DATA SEGMENT>
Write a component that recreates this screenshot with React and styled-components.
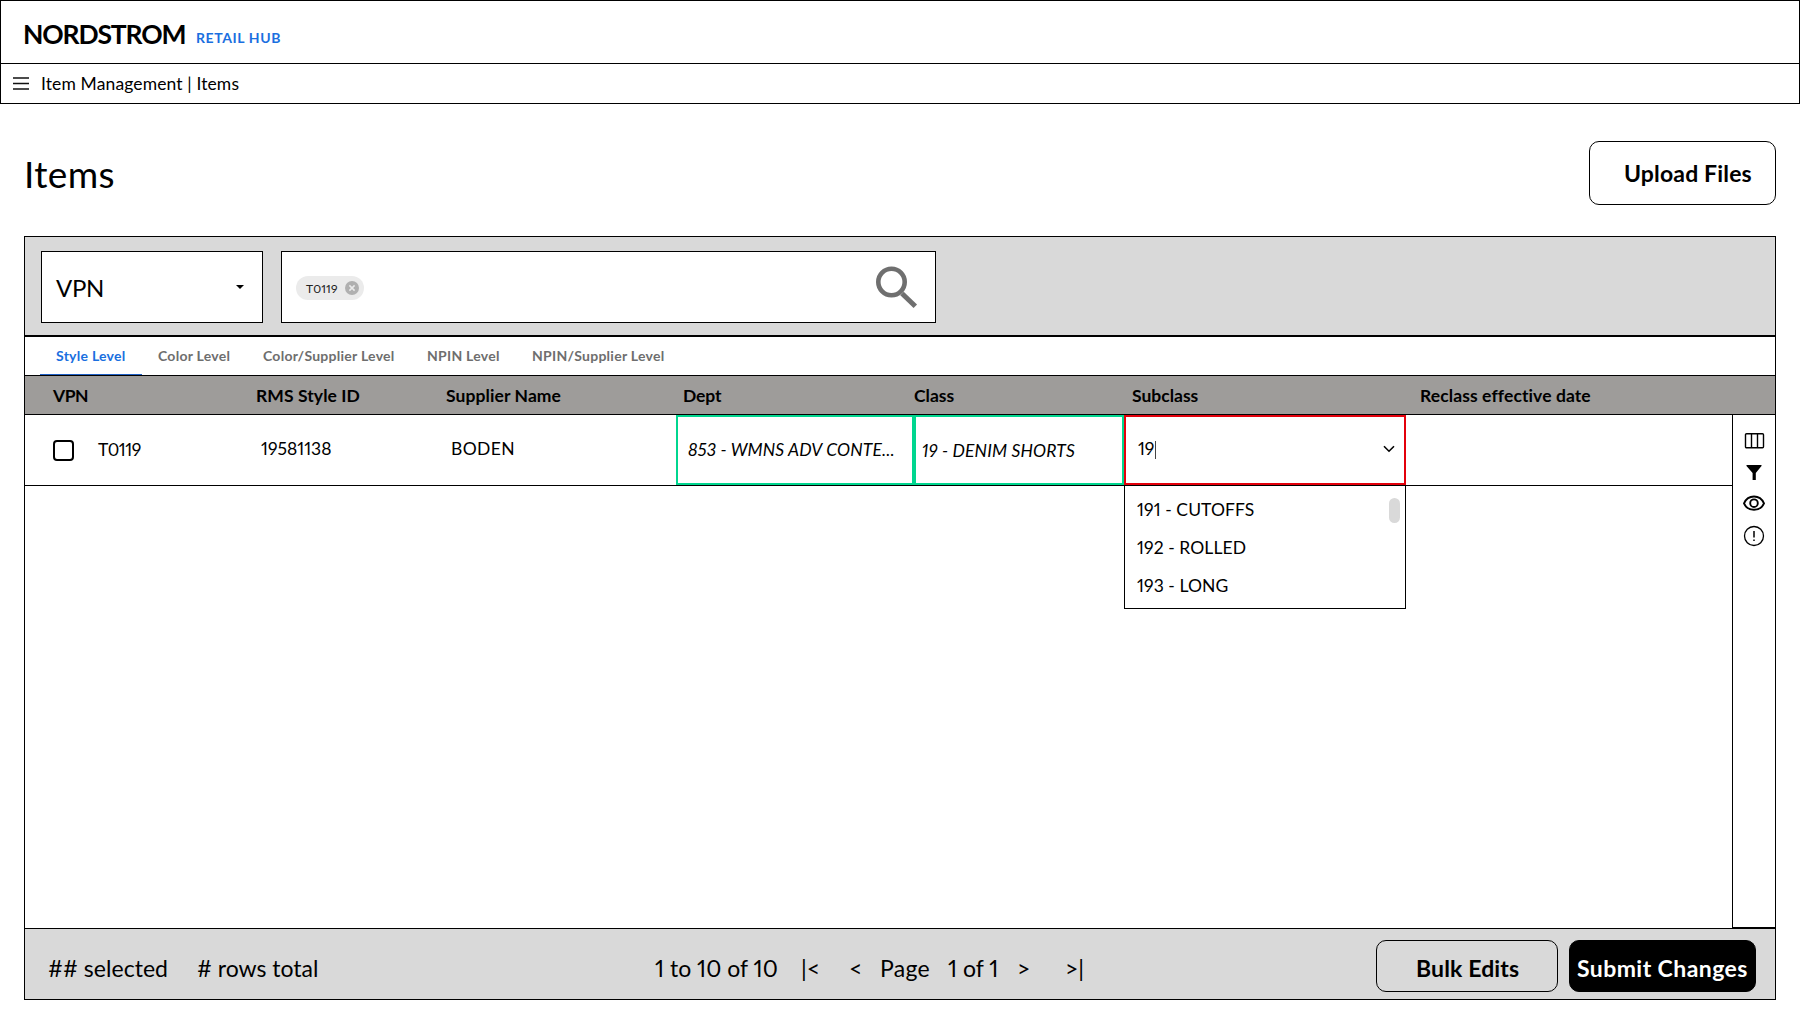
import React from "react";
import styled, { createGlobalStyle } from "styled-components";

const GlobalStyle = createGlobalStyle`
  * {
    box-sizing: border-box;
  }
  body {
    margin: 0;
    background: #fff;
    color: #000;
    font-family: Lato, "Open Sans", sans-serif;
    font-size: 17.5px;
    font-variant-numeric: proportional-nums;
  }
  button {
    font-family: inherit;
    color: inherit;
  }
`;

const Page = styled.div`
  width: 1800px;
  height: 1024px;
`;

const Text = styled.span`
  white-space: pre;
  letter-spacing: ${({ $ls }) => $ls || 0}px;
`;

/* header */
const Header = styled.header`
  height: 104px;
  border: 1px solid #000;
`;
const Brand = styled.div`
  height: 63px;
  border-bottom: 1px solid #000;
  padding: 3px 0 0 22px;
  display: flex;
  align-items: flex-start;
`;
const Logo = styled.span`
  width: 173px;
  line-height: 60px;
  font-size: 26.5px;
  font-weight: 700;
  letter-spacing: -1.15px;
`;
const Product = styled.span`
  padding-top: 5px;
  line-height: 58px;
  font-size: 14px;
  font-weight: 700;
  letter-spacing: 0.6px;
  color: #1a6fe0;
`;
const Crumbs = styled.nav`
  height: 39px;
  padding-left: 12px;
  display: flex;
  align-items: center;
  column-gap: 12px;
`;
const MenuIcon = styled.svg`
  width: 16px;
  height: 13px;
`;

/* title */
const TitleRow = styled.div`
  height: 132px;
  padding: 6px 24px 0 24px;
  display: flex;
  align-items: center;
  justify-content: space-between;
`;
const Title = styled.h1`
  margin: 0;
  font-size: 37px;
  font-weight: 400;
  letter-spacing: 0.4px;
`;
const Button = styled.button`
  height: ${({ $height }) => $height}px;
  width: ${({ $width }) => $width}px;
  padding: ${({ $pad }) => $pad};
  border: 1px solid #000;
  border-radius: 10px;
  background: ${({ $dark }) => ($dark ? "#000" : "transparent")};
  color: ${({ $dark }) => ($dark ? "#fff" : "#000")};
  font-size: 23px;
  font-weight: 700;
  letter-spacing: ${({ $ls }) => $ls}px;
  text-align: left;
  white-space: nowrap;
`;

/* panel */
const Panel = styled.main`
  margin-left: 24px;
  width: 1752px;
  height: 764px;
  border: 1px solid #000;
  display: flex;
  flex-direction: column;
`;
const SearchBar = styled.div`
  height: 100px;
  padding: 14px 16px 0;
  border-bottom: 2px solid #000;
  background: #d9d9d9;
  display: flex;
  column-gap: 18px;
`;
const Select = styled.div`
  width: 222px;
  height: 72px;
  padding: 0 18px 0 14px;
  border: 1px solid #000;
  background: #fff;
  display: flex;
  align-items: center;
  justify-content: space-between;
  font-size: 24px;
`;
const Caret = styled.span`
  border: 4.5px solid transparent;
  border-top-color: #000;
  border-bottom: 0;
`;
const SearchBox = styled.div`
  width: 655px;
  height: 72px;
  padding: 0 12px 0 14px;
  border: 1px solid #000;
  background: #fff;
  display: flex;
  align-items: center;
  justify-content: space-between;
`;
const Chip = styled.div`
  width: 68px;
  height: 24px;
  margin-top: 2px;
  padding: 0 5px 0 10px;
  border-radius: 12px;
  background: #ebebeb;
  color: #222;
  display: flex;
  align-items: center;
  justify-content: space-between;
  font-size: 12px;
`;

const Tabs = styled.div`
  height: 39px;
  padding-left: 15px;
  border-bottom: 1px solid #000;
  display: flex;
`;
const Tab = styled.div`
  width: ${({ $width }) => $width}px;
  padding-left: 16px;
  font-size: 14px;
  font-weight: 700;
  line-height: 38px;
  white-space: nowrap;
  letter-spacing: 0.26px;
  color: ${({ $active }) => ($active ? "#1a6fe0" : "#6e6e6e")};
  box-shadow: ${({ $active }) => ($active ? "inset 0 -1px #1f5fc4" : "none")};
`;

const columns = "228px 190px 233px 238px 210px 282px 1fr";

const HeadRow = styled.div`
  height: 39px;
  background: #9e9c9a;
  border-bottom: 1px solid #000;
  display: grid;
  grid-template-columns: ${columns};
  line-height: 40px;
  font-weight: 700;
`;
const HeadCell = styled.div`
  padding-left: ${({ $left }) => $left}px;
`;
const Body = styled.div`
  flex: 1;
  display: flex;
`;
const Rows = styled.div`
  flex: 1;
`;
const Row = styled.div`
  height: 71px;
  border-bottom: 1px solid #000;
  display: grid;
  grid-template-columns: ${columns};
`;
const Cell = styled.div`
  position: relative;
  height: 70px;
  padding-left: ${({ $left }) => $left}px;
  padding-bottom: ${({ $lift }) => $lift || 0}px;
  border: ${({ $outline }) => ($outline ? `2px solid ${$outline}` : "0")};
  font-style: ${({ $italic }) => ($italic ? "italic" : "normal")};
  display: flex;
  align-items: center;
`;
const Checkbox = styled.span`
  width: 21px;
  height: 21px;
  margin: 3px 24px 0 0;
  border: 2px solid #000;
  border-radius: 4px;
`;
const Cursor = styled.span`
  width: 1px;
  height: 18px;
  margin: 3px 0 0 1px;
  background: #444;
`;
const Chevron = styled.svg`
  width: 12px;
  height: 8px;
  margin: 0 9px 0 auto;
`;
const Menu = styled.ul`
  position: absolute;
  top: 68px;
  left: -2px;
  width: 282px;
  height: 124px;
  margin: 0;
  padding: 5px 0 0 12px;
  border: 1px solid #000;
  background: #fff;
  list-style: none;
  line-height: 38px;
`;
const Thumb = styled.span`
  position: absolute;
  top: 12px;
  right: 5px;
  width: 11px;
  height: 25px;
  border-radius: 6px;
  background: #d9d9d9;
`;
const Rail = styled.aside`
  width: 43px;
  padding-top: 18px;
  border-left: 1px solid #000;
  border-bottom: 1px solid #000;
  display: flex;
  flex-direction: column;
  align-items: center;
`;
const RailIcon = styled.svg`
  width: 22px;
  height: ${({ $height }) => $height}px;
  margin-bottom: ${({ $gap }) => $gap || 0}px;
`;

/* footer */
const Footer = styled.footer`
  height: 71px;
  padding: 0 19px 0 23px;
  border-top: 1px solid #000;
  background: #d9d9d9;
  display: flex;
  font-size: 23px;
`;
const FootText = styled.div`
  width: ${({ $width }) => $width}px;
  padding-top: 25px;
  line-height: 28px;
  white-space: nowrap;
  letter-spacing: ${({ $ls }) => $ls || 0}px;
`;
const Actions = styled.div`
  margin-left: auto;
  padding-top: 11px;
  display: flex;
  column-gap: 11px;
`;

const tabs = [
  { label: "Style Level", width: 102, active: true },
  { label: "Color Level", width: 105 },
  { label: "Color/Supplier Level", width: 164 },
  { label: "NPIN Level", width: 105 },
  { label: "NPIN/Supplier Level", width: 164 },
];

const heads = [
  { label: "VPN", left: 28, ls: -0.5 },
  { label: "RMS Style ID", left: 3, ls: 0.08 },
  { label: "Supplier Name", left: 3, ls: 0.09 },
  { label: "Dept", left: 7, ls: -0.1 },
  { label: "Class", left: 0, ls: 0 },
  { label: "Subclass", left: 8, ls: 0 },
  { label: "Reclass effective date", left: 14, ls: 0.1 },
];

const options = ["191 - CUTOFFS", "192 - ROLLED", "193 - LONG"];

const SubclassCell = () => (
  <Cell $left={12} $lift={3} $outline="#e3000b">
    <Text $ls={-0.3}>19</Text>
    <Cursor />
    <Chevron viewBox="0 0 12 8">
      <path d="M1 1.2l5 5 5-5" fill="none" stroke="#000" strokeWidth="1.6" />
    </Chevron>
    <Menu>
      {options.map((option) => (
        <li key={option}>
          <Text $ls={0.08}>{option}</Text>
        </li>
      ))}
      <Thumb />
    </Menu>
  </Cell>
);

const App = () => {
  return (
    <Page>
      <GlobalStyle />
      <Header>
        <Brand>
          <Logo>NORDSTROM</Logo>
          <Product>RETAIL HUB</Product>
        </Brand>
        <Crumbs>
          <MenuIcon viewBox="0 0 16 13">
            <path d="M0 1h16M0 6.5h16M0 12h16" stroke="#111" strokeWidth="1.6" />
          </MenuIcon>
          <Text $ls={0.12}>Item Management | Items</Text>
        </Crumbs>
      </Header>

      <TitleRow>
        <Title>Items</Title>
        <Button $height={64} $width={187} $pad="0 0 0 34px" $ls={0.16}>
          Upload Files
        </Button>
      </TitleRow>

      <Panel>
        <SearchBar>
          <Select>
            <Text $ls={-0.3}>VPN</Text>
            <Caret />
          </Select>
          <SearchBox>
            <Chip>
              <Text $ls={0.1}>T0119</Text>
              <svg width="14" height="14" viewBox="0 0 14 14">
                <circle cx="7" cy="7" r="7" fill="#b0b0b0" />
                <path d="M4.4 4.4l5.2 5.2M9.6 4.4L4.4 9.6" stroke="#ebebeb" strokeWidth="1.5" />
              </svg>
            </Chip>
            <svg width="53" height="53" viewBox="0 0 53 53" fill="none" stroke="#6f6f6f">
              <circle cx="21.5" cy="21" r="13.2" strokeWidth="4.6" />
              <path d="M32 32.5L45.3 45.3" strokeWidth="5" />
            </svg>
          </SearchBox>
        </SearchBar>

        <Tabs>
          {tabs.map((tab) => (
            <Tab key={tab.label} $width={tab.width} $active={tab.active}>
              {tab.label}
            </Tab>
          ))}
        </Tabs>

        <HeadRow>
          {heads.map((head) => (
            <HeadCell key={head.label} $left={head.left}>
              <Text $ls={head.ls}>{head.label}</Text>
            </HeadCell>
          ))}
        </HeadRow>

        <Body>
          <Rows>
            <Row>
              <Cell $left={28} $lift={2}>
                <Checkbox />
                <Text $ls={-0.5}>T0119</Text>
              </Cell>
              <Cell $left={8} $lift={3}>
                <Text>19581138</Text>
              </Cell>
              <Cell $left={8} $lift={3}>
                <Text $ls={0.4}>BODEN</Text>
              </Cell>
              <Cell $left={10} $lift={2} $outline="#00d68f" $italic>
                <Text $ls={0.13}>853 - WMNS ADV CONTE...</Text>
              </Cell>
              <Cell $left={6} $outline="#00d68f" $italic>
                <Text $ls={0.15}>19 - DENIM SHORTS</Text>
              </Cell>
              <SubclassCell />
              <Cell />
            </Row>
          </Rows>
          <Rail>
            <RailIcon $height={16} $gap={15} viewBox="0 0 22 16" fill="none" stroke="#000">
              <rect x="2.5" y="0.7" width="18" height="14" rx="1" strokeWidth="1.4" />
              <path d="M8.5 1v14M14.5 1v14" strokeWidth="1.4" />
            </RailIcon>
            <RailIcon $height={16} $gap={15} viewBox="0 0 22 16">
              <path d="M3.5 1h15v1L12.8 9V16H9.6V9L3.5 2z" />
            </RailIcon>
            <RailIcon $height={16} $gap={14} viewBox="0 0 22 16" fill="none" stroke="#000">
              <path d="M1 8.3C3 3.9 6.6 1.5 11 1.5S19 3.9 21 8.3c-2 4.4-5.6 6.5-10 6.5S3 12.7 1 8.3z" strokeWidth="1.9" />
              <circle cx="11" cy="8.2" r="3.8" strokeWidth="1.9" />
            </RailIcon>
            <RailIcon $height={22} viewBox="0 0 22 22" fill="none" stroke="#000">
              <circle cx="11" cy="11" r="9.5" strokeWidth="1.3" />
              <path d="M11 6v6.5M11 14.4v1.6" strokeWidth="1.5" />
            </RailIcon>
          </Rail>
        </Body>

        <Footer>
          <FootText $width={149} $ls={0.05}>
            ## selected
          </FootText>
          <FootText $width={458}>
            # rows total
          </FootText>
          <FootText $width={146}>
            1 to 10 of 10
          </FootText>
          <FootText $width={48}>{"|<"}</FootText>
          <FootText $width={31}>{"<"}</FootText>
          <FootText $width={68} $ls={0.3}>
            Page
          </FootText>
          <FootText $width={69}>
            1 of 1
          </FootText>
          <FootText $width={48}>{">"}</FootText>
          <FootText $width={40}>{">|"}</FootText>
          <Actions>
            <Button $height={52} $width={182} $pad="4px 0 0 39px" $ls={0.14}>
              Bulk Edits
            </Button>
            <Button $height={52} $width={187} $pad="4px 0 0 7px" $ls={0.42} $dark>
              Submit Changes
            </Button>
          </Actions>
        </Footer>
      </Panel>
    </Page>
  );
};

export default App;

SET EXERCISE>
Take each line containing the string "components" and copy it out.

COMPLETE ANSWER>
Write a component that recreates this screenshot with React and styled-components.
import styled, { createGlobalStyle } from "styled-components";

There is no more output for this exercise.